COVID-19 lockdown leads to record fall in North West business activity

Richard Topliss

COVID-19 lockdown leads to record fall in North West business activity

April saw an unprecedented collapse in business activity across the North West amid continued disruption from the coronavirus pandemic and resulting containment measures, latest PMI data from NatWest and IHS Markit showed.

Employment was also found to have fallen at the fastest rate on record as firms looked to cut costs and reported concerns about the longer-term impact of the virus outbreak on demand.

Published today, the headline NatWest North West Business Activity Index – a seasonally adjusted index that measures the change in the combined output of the region’s manufacturing and service sectors – registered 19.7 in April, down sharply from 40.7 in March and below the previous record low in December 2008, following the banking crash.

The decline in activity was led by services, though manufacturing production also fell sharply.

The trends observed in the North West matched those seen across all 11 other UK regions monitored by the survey, with each seeing a record fall in business activity.

However, the decline in the North West was the slowest nationally.

Business closures, heightened uncertainty, and a squeeze on export opportunities all contributed to a sharp drop in client demand for goods and services across the North West private sector in April.

New orders fell at by far the fastest rate seen since the survey was first compiled in 1997.

Firms in the North West cut staff numbers for the third month in a row in April.

Furthermore, after only relatively moderate job losses in March, the pace of job shedding accelerated to a survey record.

At the same time, numerous businesses reported putting employees on furlough.

Despite the reduction in staffing capacity, April saw an unprecedented drop in backlogs of work.

Average prices charged for goods and services by firms in the North West fell for the first time in more than four years in April.

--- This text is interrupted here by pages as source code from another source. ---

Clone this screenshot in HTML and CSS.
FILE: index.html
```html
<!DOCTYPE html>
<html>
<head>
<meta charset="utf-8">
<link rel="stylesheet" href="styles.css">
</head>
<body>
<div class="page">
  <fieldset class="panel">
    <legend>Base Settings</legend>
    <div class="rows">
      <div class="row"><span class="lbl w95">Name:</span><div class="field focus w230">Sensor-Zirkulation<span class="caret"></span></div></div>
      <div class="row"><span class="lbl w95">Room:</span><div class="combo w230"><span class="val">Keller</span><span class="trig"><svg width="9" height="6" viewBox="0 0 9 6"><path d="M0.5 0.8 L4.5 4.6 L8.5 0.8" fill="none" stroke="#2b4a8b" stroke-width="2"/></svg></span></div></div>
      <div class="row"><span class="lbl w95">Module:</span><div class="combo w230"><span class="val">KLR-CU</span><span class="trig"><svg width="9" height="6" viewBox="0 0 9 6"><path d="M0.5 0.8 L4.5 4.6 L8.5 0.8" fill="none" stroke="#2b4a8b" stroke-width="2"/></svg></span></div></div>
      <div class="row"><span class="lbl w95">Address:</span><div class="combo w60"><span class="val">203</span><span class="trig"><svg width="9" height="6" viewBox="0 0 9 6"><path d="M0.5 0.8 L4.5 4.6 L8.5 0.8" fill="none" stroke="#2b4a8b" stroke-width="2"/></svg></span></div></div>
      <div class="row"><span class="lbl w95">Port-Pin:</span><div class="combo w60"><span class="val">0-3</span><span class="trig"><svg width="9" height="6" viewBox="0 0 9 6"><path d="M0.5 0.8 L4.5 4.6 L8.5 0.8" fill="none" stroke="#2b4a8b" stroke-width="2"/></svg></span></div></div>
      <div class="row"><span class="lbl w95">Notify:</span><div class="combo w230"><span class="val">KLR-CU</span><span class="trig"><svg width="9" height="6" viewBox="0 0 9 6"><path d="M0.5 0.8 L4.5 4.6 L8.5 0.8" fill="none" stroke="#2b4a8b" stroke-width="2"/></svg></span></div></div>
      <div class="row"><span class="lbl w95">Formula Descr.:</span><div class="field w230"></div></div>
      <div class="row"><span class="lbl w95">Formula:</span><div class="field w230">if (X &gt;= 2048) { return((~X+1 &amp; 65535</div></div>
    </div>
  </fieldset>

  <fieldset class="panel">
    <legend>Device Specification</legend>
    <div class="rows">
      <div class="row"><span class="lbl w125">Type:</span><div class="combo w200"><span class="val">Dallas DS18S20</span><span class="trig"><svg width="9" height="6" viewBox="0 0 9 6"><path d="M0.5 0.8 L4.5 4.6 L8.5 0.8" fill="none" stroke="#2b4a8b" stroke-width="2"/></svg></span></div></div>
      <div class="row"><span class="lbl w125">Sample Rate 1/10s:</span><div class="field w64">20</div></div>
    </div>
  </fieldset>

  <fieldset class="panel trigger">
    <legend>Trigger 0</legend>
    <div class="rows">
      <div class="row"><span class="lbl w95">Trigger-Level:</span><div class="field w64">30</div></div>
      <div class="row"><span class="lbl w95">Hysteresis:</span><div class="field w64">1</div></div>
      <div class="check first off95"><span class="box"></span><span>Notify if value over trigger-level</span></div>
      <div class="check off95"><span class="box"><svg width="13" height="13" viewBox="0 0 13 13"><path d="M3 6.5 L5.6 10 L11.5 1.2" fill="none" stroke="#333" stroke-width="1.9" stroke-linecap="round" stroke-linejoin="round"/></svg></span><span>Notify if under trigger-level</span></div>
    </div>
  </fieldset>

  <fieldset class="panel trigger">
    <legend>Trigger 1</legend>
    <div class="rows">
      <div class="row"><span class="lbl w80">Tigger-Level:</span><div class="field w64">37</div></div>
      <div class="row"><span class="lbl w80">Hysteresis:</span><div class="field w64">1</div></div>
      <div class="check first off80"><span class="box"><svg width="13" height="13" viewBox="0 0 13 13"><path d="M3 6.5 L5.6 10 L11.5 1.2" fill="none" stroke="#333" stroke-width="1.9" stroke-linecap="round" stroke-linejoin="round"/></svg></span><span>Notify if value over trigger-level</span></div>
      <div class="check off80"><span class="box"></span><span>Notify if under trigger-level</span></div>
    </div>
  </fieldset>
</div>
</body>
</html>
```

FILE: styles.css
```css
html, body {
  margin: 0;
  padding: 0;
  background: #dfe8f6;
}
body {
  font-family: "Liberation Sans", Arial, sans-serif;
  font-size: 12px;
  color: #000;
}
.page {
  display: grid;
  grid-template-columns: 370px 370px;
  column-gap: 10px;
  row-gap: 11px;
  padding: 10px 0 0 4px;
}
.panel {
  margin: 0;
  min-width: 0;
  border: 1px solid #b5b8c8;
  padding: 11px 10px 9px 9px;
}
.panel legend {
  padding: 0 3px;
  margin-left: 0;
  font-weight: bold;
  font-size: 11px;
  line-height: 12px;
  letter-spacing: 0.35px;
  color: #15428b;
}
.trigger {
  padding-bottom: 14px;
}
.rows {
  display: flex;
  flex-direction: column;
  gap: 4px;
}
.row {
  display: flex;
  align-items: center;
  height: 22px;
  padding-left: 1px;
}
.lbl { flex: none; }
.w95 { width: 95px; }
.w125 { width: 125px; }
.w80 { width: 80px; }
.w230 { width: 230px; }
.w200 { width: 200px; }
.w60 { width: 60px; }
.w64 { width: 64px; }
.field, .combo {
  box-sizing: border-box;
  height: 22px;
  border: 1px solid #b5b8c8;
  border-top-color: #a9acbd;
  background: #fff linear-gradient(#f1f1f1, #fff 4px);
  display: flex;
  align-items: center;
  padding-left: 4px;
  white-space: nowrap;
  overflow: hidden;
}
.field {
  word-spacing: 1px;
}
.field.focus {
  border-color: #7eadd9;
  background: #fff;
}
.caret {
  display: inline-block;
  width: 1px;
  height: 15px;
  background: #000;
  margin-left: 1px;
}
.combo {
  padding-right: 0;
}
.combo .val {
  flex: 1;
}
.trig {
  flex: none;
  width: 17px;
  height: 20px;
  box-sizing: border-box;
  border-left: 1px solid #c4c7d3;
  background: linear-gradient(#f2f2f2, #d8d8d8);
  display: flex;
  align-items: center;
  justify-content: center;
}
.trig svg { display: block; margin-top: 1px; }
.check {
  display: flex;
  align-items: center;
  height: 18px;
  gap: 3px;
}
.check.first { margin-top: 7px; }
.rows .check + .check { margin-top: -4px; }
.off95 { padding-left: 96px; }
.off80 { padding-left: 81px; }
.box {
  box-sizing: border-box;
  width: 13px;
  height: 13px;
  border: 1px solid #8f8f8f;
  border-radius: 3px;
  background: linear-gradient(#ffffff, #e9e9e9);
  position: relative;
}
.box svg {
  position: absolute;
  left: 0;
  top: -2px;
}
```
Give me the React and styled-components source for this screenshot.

The decline was the steepest seen since this series began in 1999, reflecting widespread discounting in the service sector in particular.

Firms’ input costs, likewise, fell for the first time since early-2016 in April. Alongside a reduction in average payroll costs, linked in part to shorter working hours, anecdotal evidence highlighted the impact of a demand-related slump in global commodity prices, including crude oil.

Worries about the longer-term effects on demand from the COVID-19 pandemic and associated public health measures continued to weigh on business confidence in April.

Though recovering slightly from March, output expectations were still much lower than at any other time since the start of this series in 2012.

Richard Topliss, chair, NatWest North regional board, said: “In the last month, the UK economy has seen disruption on an unprecedented scale, and the impact has been felt severely by firms all across the North West.

“A collapse in demand has resulted in a record drop in the region’s business activity, and has led local firms to shed staff at a rate that is unmatched.

“It’s hard to find the positives in such a grim set of figures, but if there’s one consolation to be had, it’s that the North West did see the slowest decreases in both output and employment of all UK regions, which will, perhaps, stand it in good stead.”